_Aim of the task_
Note each line where "this" appears, and copy it.

Rows from a dataset of pages and code
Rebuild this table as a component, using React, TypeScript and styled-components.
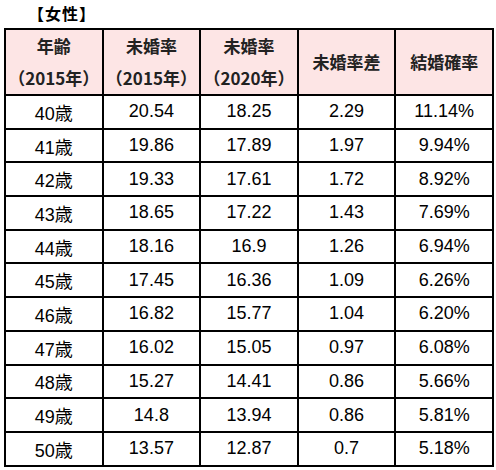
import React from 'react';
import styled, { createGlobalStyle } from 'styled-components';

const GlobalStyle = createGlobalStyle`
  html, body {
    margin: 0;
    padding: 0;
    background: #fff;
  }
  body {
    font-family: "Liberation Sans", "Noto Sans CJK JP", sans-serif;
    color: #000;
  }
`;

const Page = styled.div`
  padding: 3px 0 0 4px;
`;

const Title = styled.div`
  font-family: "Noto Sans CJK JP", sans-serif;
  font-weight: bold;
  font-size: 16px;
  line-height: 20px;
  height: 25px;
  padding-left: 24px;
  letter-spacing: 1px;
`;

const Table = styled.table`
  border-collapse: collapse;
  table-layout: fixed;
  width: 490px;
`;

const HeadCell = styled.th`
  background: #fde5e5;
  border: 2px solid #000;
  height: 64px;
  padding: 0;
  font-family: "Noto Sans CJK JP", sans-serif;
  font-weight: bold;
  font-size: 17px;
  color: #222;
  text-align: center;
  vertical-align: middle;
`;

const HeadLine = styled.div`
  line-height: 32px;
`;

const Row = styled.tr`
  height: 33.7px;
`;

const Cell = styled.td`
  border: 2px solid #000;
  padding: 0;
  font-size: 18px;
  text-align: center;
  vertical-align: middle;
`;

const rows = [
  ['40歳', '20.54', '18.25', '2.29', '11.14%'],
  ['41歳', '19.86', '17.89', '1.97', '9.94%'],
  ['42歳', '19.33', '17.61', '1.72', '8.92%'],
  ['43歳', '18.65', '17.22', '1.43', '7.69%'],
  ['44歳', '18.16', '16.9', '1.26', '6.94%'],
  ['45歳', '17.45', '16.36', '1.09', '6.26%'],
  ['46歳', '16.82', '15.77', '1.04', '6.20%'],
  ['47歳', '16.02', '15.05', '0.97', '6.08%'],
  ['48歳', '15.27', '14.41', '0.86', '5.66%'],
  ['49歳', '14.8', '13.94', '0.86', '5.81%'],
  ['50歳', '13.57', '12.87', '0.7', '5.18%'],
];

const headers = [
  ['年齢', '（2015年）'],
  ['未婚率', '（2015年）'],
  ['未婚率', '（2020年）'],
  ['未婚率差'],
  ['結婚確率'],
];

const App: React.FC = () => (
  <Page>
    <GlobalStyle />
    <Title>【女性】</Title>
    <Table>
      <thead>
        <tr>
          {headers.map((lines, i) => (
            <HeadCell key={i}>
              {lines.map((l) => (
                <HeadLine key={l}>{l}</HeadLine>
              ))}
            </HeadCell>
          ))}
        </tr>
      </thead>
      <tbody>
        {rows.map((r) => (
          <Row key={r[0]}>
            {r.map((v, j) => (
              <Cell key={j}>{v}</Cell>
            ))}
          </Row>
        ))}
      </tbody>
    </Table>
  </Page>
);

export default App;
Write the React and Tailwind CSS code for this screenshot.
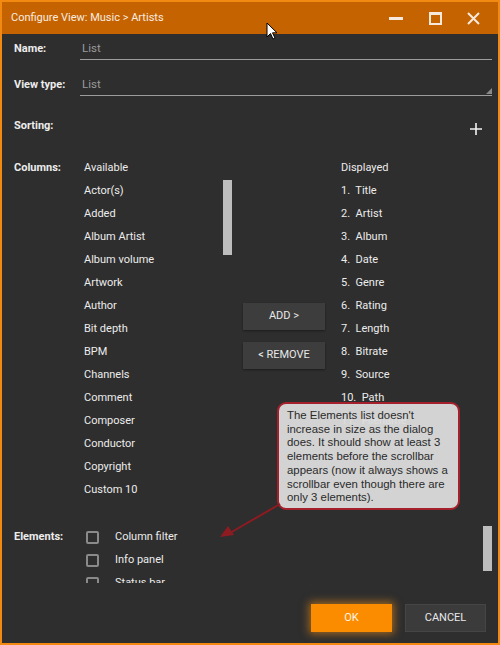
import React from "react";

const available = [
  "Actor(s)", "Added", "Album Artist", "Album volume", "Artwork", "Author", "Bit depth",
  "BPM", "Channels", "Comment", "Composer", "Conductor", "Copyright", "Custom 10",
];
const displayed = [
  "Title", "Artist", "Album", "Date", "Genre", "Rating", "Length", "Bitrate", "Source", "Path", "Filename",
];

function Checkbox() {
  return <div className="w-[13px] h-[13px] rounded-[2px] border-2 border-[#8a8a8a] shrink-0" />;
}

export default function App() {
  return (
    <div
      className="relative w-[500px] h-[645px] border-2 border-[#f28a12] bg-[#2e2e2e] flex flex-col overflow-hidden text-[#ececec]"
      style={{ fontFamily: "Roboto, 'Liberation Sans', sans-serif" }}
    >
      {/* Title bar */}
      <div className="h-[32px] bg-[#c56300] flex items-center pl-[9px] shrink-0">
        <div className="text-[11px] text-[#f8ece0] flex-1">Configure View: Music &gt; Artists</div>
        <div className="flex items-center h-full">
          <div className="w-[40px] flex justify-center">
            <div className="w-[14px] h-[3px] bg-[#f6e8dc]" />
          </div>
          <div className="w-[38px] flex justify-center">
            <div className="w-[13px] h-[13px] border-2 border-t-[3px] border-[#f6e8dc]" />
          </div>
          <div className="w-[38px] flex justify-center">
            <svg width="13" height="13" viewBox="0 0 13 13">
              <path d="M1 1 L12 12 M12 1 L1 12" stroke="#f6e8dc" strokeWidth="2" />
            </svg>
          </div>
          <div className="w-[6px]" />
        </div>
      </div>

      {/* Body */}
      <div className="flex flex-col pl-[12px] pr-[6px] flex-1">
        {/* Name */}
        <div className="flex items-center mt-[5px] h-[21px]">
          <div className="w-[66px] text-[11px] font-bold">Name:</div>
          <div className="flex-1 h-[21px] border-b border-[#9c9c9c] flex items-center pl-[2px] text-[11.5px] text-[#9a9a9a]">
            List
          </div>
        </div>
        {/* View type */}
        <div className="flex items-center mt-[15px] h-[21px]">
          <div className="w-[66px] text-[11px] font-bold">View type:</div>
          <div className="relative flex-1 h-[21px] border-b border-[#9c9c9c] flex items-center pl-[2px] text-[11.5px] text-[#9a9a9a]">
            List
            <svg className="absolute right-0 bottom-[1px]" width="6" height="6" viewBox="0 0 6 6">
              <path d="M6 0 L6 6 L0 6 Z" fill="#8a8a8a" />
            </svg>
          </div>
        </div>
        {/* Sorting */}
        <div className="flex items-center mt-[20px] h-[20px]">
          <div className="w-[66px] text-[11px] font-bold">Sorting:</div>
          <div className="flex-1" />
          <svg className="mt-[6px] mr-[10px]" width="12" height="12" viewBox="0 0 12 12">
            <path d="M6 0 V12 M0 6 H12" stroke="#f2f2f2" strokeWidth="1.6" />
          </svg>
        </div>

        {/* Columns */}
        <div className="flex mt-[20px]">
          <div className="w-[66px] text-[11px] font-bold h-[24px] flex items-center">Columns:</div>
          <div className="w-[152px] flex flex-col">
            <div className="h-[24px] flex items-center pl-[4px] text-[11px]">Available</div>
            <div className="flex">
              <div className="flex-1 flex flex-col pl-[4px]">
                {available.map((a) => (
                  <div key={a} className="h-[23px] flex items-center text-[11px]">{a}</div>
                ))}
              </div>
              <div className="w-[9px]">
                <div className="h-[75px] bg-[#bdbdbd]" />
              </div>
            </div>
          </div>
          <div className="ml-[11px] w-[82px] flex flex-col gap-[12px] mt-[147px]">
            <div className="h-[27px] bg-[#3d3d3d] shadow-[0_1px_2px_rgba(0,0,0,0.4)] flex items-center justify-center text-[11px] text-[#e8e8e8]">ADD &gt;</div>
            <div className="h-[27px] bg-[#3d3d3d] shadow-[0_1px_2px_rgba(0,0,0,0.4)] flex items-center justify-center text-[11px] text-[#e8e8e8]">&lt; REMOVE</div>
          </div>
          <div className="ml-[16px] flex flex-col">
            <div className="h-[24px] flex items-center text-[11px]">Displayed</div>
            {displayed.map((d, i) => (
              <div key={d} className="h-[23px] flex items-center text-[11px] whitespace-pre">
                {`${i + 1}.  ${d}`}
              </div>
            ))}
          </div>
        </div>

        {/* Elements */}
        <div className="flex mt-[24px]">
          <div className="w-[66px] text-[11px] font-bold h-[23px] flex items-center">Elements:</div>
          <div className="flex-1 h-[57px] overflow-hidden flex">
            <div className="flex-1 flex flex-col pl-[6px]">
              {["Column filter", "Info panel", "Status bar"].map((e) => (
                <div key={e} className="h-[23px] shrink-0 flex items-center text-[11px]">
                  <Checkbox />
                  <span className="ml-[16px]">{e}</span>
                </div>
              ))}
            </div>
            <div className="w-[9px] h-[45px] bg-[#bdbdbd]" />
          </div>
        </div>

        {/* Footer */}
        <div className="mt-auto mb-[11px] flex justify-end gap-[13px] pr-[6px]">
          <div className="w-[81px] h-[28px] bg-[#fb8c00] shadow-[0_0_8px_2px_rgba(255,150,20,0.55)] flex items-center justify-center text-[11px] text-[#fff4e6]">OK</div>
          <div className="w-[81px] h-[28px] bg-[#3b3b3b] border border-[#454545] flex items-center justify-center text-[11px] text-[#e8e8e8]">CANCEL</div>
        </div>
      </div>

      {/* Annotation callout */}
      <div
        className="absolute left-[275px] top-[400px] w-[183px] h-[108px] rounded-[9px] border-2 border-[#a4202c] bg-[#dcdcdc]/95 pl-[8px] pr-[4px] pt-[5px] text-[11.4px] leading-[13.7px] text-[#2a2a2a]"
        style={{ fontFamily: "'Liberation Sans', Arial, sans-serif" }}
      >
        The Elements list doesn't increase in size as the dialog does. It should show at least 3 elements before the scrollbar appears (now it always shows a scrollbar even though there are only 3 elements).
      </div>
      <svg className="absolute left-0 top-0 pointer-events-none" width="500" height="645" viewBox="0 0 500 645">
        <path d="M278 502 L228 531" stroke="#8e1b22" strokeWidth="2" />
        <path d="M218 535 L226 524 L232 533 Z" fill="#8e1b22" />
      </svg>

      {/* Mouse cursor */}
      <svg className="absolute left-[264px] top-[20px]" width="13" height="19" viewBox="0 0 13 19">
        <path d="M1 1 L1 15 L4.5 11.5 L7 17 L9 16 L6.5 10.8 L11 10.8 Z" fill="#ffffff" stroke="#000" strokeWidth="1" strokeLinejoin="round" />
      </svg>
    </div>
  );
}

_Correct answer_
Rebuild this table as a component, using React, TypeScript and styled-components.
Write the React and Tailwind CSS code for this screenshot.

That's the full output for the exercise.